What are the six conventional NDT methods?

The six conventional methods are visual testing (VT), liquid penetrant testing (PT), magnetic particle testing (MT), ultrasonic testing (UT), radiographic testing (RT), and eddy current testing (ET). Each detects different defect types. Surface methods like PT and MT find cracks on the surface, while volumetric methods like UT and RT reveal flaws hidden deep inside the body of a component.

How long does it take to become a certified NDT inspector?

It varies by method and level. A Level II certification typically requires hundreds of hours of combined classroom training and supervised on-the-job experience for each method. Many people reach Level II in one to two years of full-time work. Higher-radiation methods like radiography and the more theory-heavy methods generally require more documented hours than basic visual or penetrant testing.

Do I need a college degree for NDT inspection?

No. Most entry-level NDT positions require only a high school diploma or equivalent plus method-specific training. You build qualification through documented training hours, supervised experience, and passing examinations rather than through a degree. That said, a degree in engineering or materials science can accelerate progression toward Level III roles and into supervisory or procedure-development positions over time.

What is the difference between Level I, II, and III?

A Level I performs specific tests and records results under supervision. A Level II sets up equipment, interprets results against codes, and supervises Level I personnel. A Level III develops procedures, approves methods, administers examinations, and holds overall technical responsibility. Each level requires more training, more experience, and broader knowledge, and each method is certified separately rather than all at once.

How much do NDT inspectors earn?

In the United States in 2026, Level I trainees often start in the high thirties to mid forties of thousands of dollars annually. Certified Level II inspectors commonly earn between fifty-five and eighty thousand dollars, while Level III professionals can exceed one hundred thousand. Overtime, per diem, and hazard pay on turnaround, offshore, or pipeline work can push total annual earnings significantly higher.

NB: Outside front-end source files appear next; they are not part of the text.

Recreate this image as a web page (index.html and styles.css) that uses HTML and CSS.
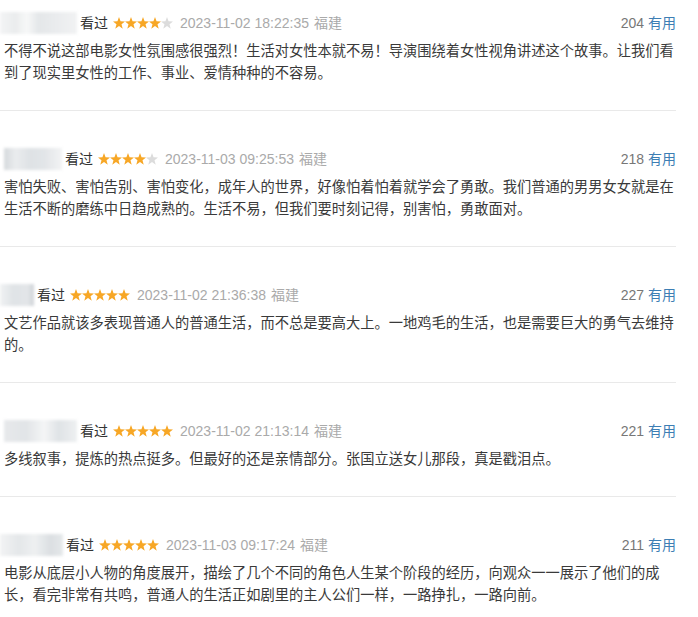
FILE: index.html
```html
<!DOCTYPE html>
<html lang="zh-CN">
<head>
<meta charset="utf-8">
<title>短评</title>
<link rel="stylesheet" href="styles.css">
</head>
<body>
<div class="list">
  <div class="item">
    <div class="head">
      <span class="user u1"></span>
      <span class="watched">看过</span>
      <span class="stars"><i class="s on"></i><i class="s on"></i><i class="s on"></i><i class="s on"></i><i class="s"></i></span>
      <span class="time">2023-11-02 18:22:35</span>
      <span class="loc">福建</span>
      <span class="votes"><span class="num">204</span> <span class="useful">有用</span></span>
    </div>
    <p class="text">不得不说这部电影女性氛围感很强烈！生活对女性本就不易！导演围绕着女性视角讲述这个故事。让我们看到了现实里女性的工作、事业、爱情种种的不容易。</p>
  </div>
  <div class="item">
    <div class="head">
      <span class="user u2"></span>
      <span class="watched">看过</span>
      <span class="stars"><i class="s on"></i><i class="s on"></i><i class="s on"></i><i class="s on"></i><i class="s"></i></span>
      <span class="time">2023-11-03 09:25:53</span>
      <span class="loc">福建</span>
      <span class="votes"><span class="num">218</span> <span class="useful">有用</span></span>
    </div>
    <p class="text">害怕失败、害怕告别、害怕变化，成年人的世界，好像怕着怕着就学会了勇敢。我们普通的男男女女就是在生活不断的磨练中日趋成熟的。生活不易，但我们要时刻记得，别害怕，勇敢面对。</p>
  </div>
  <div class="item">
    <div class="head">
      <span class="user u3"></span>
      <span class="watched">看过</span>
      <span class="stars"><i class="s on"></i><i class="s on"></i><i class="s on"></i><i class="s on"></i><i class="s on"></i></span>
      <span class="time">2023-11-02 21:36:38</span>
      <span class="loc">福建</span>
      <span class="votes"><span class="num">227</span> <span class="useful">有用</span></span>
    </div>
    <p class="text">文艺作品就该多表现普通人的普通生活，而不总是要高大上。一地鸡毛的生活，也是需要巨大的勇气去维持的。</p>
  </div>
  <div class="item">
    <div class="head">
      <span class="user u4"></span>
      <span class="watched">看过</span>
      <span class="stars"><i class="s on"></i><i class="s on"></i><i class="s on"></i><i class="s on"></i><i class="s on"></i></span>
      <span class="time">2023-11-02 21:13:14</span>
      <span class="loc">福建</span>
      <span class="votes"><span class="num">221</span> <span class="useful">有用</span></span>
    </div>
    <p class="text">多线叙事，提炼的热点挺多。但最好的还是亲情部分。张国立送女儿那段，真是戳泪点。</p>
  </div>
  <div class="item">
    <div class="head">
      <span class="user u5"></span>
      <span class="watched">看过</span>
      <span class="stars"><i class="s on"></i><i class="s on"></i><i class="s on"></i><i class="s on"></i><i class="s on"></i></span>
      <span class="time">2023-11-03 09:17:24</span>
      <span class="loc">福建</span>
      <span class="votes"><span class="num">211</span> <span class="useful">有用</span></span>
    </div>
    <p class="text">电影从底层小人物的角度展开，描绘了几个不同的角色人生某个阶段的经历，向观众一一展示了他们的成长，看完非常有共鸣，普通人的生活正如剧里的主人公们一样，一路挣扎，一路向前。</p>
  </div>
</div>
</body>
</html>
```

FILE: styles.css
```css
html, body {
  margin: 0;
  padding: 0;
  background: #ffffff;
}

body {
  font-family: "Liberation Sans", "Noto Sans CJK SC", sans-serif;
  color: #333333;
  overflow: hidden;
}

.list {
  width: 676px;
}

.item {
  padding: 37px 0 26px 0;
  border-bottom: 1px solid #e9e9e9;
}

.item:first-child {
  padding-top: 12px;
}

.head {
  display: flex;
  align-items: center;
  height: 22px;
  font-size: 14px;
  line-height: 22px;
}

.user {
  display: block;
  height: 22px;
  margin-right: 3px;
  filter: blur(1.5px);
}

.u1 {
  width: 77px;
  background: linear-gradient(90deg, #f3f4f5 0%, #eaeced 20%, #f7f8f8 35%, #e4e7e9 50%, #e9ebed 70%, #f1f2f3 100%);
}

.u2 {
  width: 58px;
  margin-left: 4px;
  background: linear-gradient(90deg, #d5d9dc 0%, #eaecee 20%, #dee2e5 45%, #e2e5e8 70%, #f2f3f4 100%);
}

.u3 {
  width: 34px;
  background: linear-gradient(90deg, #f0f2f3 0%, #dfe3e6 40%, #e3e6e9 80%, #cfd3d7 100%);
}

.u4 {
  width: 73px;
  margin-left: 4px;
  background: linear-gradient(90deg, #e7e9eb 0%, #e1e4e7 30%, #f4f5f6 55%, #dfe3e6 75%, #eef0f1 100%);
}

.u5 {
  width: 63px;
  background: linear-gradient(90deg, #f2f3f4 0%, #e4e7e9 30%, #eef0f1 55%, #dbdfe2 80%, #e5e8ea 100%);
}

.watched {
  color: #333333;
}

.stars {
  display: flex;
  margin-left: 5px;
  margin-right: 7px;
}

.s {
  display: block;
  width: 12px;
  height: 12px;
  background: #dcdcdc;
  clip-path: polygon(50% 0%, 63% 36%, 100% 37%, 71% 60%, 81% 98%, 50% 76%, 19% 98%, 29% 60%, 0% 37%, 37% 36%);
}

.s.on {
  background: #f7a726;
}

.time {
  color: #aaaaaa;
  margin-right: 5px;
}

.loc {
  color: #aaaaaa;
}

.votes {
  margin-left: auto;
  white-space: pre;
}

.num {
  color: #777777;
}

.useful {
  color: #3d7eb4;
}

.text {
  margin: 6px 0 0 4px;
  font-size: 14.25px;
  line-height: 22px;
  color: #3a3a3a;
}
```
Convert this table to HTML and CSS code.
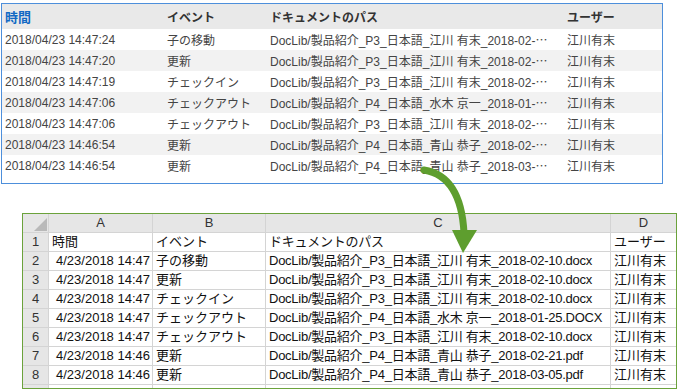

Is NDT inspection a dangerous job?

It carries real hazards that are managed through training and procedures. Radiographic testing involves ionizing radiation requiring strict safety controls. Inspectors also work at height, in confined spaces, and around energized or pressurized equipment. With proper certification, dosimetry, exclusion zones, and personal protective equipment, the risks are controlled. Safety discipline is considered a core professional skill in the field, not an optional add-on.

Which NDT method is best for finding internal defects?

Ultrasonic testing and radiographic testing are the volumetric methods best suited to finding internal defects. Ultrasonic testing uses sound waves to detect and size subsurface cracks and measure wall thickness, with no radiation hazard. Radiographic testing produces an X-ray-style image of internal porosity, inclusions, and incomplete fusion. Surface methods like penetrant or magnetic particle cannot reach defects buried inside a part.

Is SNT-TC-1A a license or a certification?

SNT-TC-1A is a recommended practice, not a license. Under it, certification is employer-based and generally does not transfer automatically when you change companies. For a portable, industry-recognized credential, many technicians pursue ASNT central certification programs such as the Level III certificate or ACCP. These independent credentials are increasingly preferred by employers who want verified, transferable proof of competence.

How should I study for NDT certification exams?

Combine structured reading of method theory with heavy use of practice questions, studying one method at a time. Learn both the physics and the specific acceptance codes your employer uses, such as ASME, AWS, or API. Drill exam-style questions until you consistently score above eighty percent, log all hands-on hours carefully, and seek out experienced inspectors to teach you real indication interpretation on actual specimens.